Strategic Impact Of AI-native Computing In 2026
What sets AI-native computing apart from legacy compute frameworks is its ability to support the entire range of AI workloads in a single, integrated framework. It enables true end-to-end orchestration as RAG workflows, fine-tuning jobs, and inference services can operate within a singular workflow rather than being stitched together across multiple platforms. This delivers performance at scale while reducing operational complexity.
Developers can be significantly more productive without relying on large infrastructure teams that manage bespoke systems. They can spend more time building AI products and less time debugging infrastructure. And because this stack is open source, organizations also avoid lock-in to a single vendor or a proprietary platform.
The impact extends beyond infrastructure. AI-native computing changes what organizations can build and how quickly they can bring AI-powered products to market.
2026 will see several forces converge that accelerate this transition. As enterprises move past experimentation and deploy AI in core production workflows, the limitations of cloud-era infrastructure will become harder to ignore. At the same time, AI agents, multimodal models, and increasingly complex pipelines will require more dynamic and efficient use of compute. Leaders are also under growing pressure to demonstrate lower costs and higher ROI as AI becomes central to products and services. Cloud providers are beginning to respond by offering greater support for GPU-intensive workloads.
As these platforms replace the patchwork systems initially used to support AI, there’s an industry-wide push towards architectures, designed specifically for this new era.

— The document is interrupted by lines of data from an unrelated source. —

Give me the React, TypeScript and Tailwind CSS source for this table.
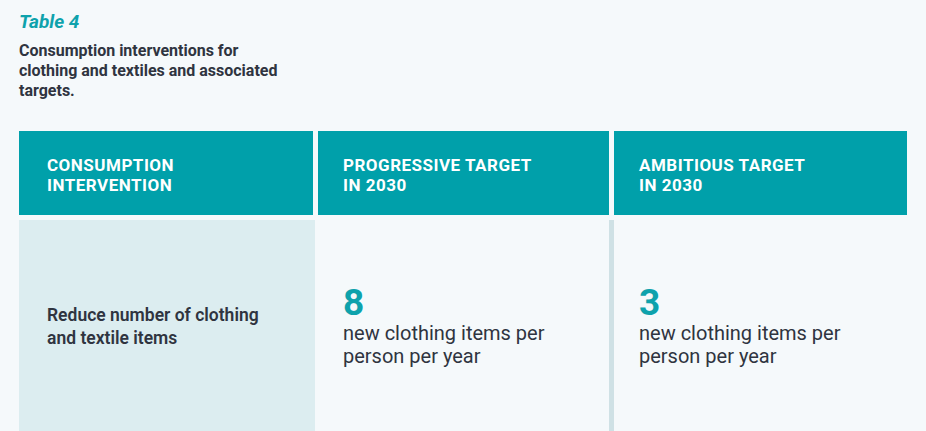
import React from "react";

const font = { fontFamily: "Roboto, 'Liberation Sans', sans-serif" };

export default function App() {
  return (
    <div className="w-[926px] h-[431px] overflow-hidden bg-[#f5f9fb] text-[#2f3440] flex flex-col" style={font}>
      <div className="pl-[19px] pt-[10px]">
        <div className="text-[19px] leading-[24px] font-bold italic text-[#0ea2ac]">Table 4</div>
        <div className="mt-[7px] text-[16px] leading-[20px] font-bold">
          Consumption interventions for<br />clothing and textiles and associated<br />targets.
        </div>
      </div>
      <div className="mt-[30px] ml-[19px] w-[888px] grid grid-cols-[294px_291px_293px] gap-x-[5px]">
        <div className="h-[84px] bg-[#00a0aa] flex items-center pl-[28px] pt-[4px] text-white font-bold text-[17px] leading-[20px] tracking-[0.5px]">
          CONSUMPTION<br />INTERVENTION
        </div>
        <div className="h-[84px] bg-[#00a0aa] flex items-center pl-[25px] pt-[4px] text-white font-bold text-[17px] leading-[20px] tracking-[0.5px]">
          PROGRESSIVE TARGET<br />IN 2030
        </div>
        <div className="h-[84px] bg-[#00a0aa] flex items-center pl-[25px] pt-[4px] text-white font-bold text-[17px] leading-[20px] tracking-[0.5px]">
          AMBITIOUS TARGET<br />IN 2030
        </div>
      </div>
      <div className="mt-[5px] ml-[19px] w-[888px] flex-1 flex">
        <div className="w-[296px] bg-[#dcedf0] flex items-center pl-[28px] pt-[2px]">
          <div className="text-[17.5px] leading-[23px] font-semibold">
            Reduce number of clothing<br />and textile items
          </div>
        </div>
        <div className="w-[294px] flex items-center pl-[28px]">
          <div>
            <div className="text-[37px] leading-[38px] font-bold text-[#0ea2ac]">8</div>
            <div className="text-[20px] leading-[23px]">new clothing items per<br />person per year</div>
          </div>
        </div>
        <div className="w-[5px] bg-[#cfe1e5]" />
        <div className="flex-1 flex items-center pl-[25px]">
          <div>
            <div className="text-[37px] leading-[38px] font-bold text-[#0ea2ac]">3</div>
            <div className="text-[20px] leading-[23px]">new clothing items per<br />person per year</div>
          </div>
        </div>
      </div>
    </div>
  );
}
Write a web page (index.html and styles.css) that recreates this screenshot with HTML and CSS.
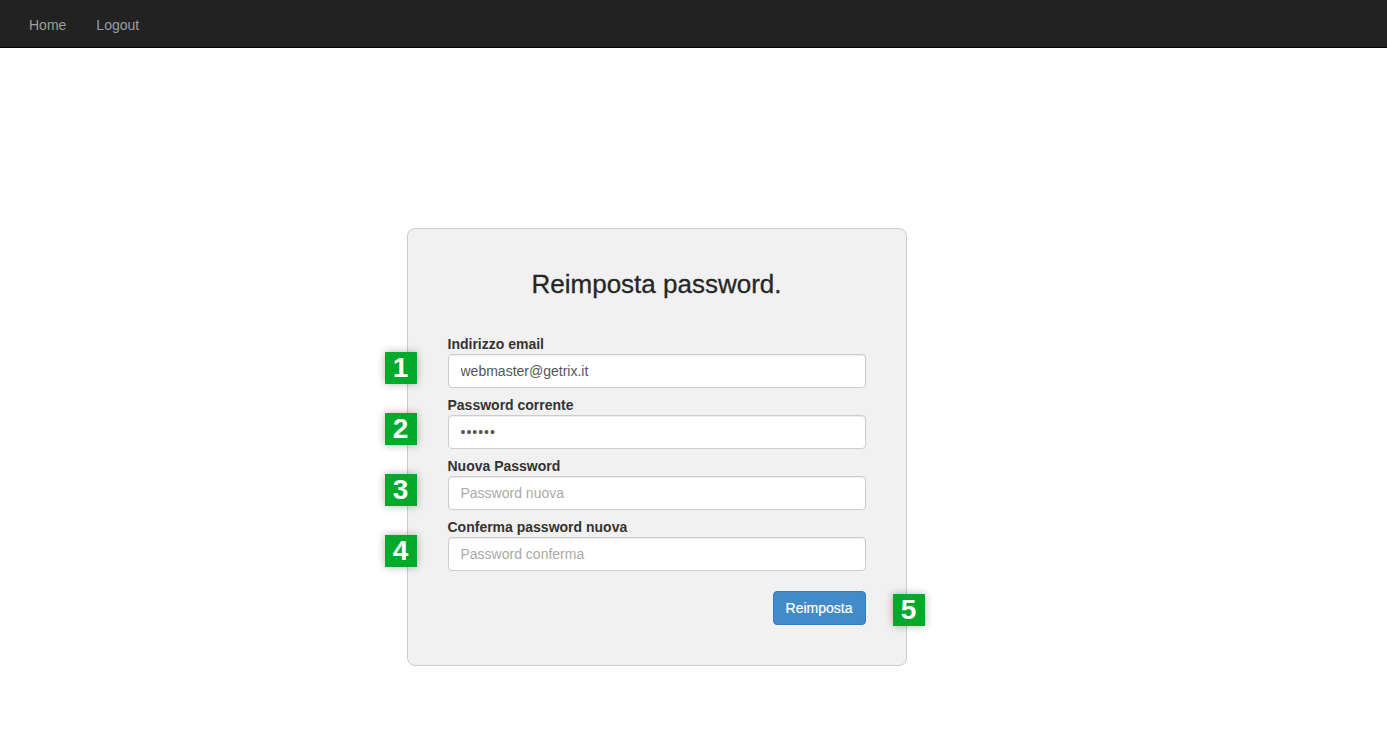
FILE: index.html
```html
<!DOCTYPE html>
<html lang="it">
<head>
  <meta charset="UTF-8" />
  <meta name="viewport" content="width=device-width, initial-scale=1.0"/>
  <title>Reimposta password</title>
  <link rel="stylesheet" href="styles.css">
</head>
<body>
  <nav class="navbar">
    <a href="#">Home</a>
    <a href="#">Logout</a>
  </nav>

  <div class="page">
    <form class="panel" onsubmit="return false">
      <h2>Reimposta password.</h2>

      <div class="group">
        <label for="email">Indirizzo email</label>
        <div class="field">
          <span class="badge">1</span>
          <input type="text" id="email" value="webmaster@getrix.it"/>
        </div>
      </div>

      <div class="group">
        <label for="current">Password corrente</label>
        <div class="field">
          <span class="badge">2</span>
          <input type="password" id="current" value="123456"/>
        </div>
      </div>

      <div class="group">
        <label for="newpwd">Nuova Password</label>
        <div class="field">
          <span class="badge">3</span>
          <input type="password" id="newpwd" placeholder="Password nuova"/>
        </div>
      </div>

      <div class="group">
        <label for="confirm">Conferma password nuova</label>
        <div class="field">
          <span class="badge">4</span>
          <input type="password" id="confirm" placeholder="Password conferma"/>
        </div>
      </div>

      <div class="actions">
        <button type="submit">Reimposta</button>
        <span class="badge badge-btn">5</span>
      </div>
    </form>
  </div>
</body>
</html>
```

FILE: styles.css
```css
body {
  margin: 0;
  background: #fff;
  color: #333;
  font-family: "Liberation Sans", Arial, sans-serif;
  font-size: 14px;
  line-height: 1.42857;
}
.navbar {
  background: #222;
  height: 48px;
  border-bottom: 1px solid #080808;
  box-sizing: border-box;
  display: flex;
  align-items: center;
  padding-left: 29px;
  gap: 30px;
}
.navbar a {
  color: #9d9d9d;
  text-decoration: none;
  font-size: 14px;
  margin-top: 5px;
}
.page {
  display: flex;
  justify-content: center;
  padding-top: 180px;
  padding-right: 74px;
}
.panel {
  width: 418px;
  background: #f1f1f1;
  border: 1px solid #ccc;
  border-radius: 8px;
  padding: 41px 40px 40px;
}
.panel h2 {
  margin: 0 0 36px;
  text-align: center;
  font-size: 26px;
  font-weight: normal;
  line-height: 1.1;
  color: #262626;
  -webkit-text-stroke: 0.3px #262626;
}
.group {
  margin-bottom: 8px;
}
.group label {
  display: block;
  font-weight: bold;
  margin-bottom: -1px;
}
.field {
  position: relative;
}
.field input {
  display: block;
  width: 100%;
  height: 34px;
  box-sizing: border-box;
  padding: 6px 12px;
  font-family: inherit;
  font-size: 14px;
  color: #555;
  background: #fff;
  border: 1px solid #ccc;
  border-radius: 4px;
  box-shadow: inset 0 1px 1px rgba(0,0,0,.075);
}
.field input::placeholder {
  color: #aaa;
}
.field input[type=password]:not(:placeholder-shown) {
  letter-spacing: 1px;
}
.badge {
  position: absolute;
  width: 32px;
  height: 32px;
  background: #03a92a;
  color: #fff;
  font-weight: bold;
  font-size: 28px;
  line-height: 32px;
  text-align: center;
  box-shadow: 0 0 8px rgba(0,0,0,.3);
}
.field .badge {
  left: -63px;
  top: -2px;
}
.actions {
  position: relative;
  display: flex;
  justify-content: flex-end;
  margin-top: 20px;
}
.actions button {
  height: 34px;
  padding: 6px 12px;
  font-family: inherit;
  font-size: 14px;
  color: #fff;
  background: #428bca;
  border: 1px solid #357ebd;
  border-radius: 4px;
  cursor: pointer;
  -webkit-text-stroke: 0.2px #fff;
}
.badge-btn {
  right: -59px;
  top: 3px;
}
```
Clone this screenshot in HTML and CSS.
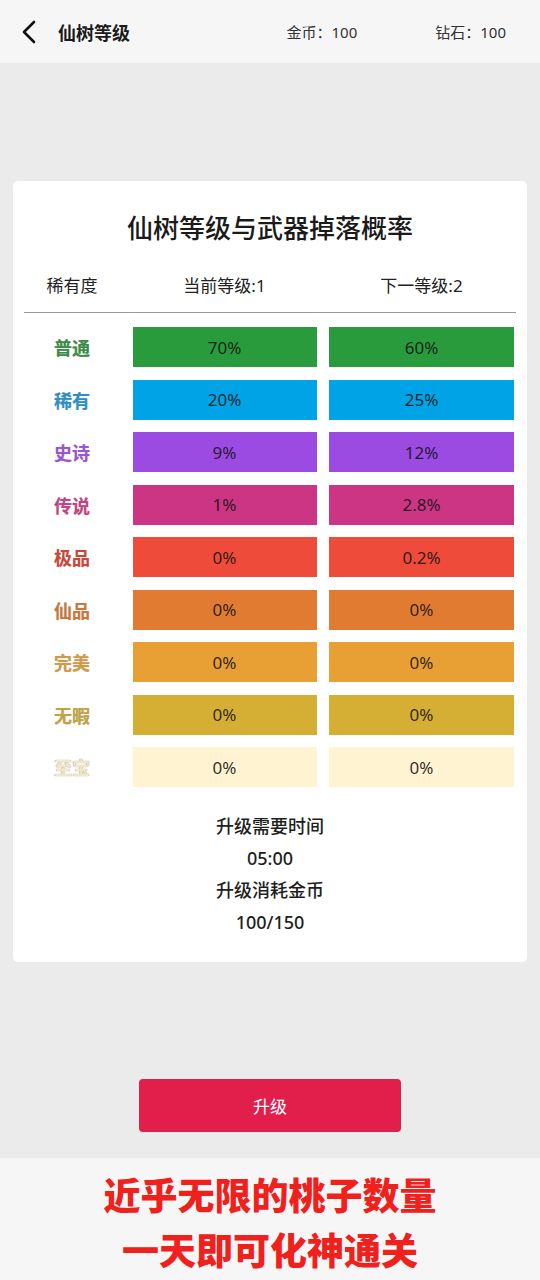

How Leaders Can Take Action
If organizations want to remain competitive, they need to be intentional about adopting AI-native computing. This begins by evaluating open-source, unified AI stacks and assessing their flexibility, resilience, and scalability across training and inference. Modernizing scheduling, orchestration and observability tools will be critical in maintaining high utilization and predictable performance.
Many organizations may also benefit from platform engineering teams with experience in distributed AI systems. These teams can translate infrastructure capabilities into product velocity without burdening application developers with additional complexity. Above all, AI infrastructure should be treated as a strategic capability rather than a background concern.
Each computing shift has been defined by the foundation that powered it, and AI will be no different.
As we move into 2026, the organizations that succeed will be the ones that embrace AI-native computing as the architecture built for this moment. This is the time to invest in open AI systems and modernize the frameworks that will power the next decade of innovation.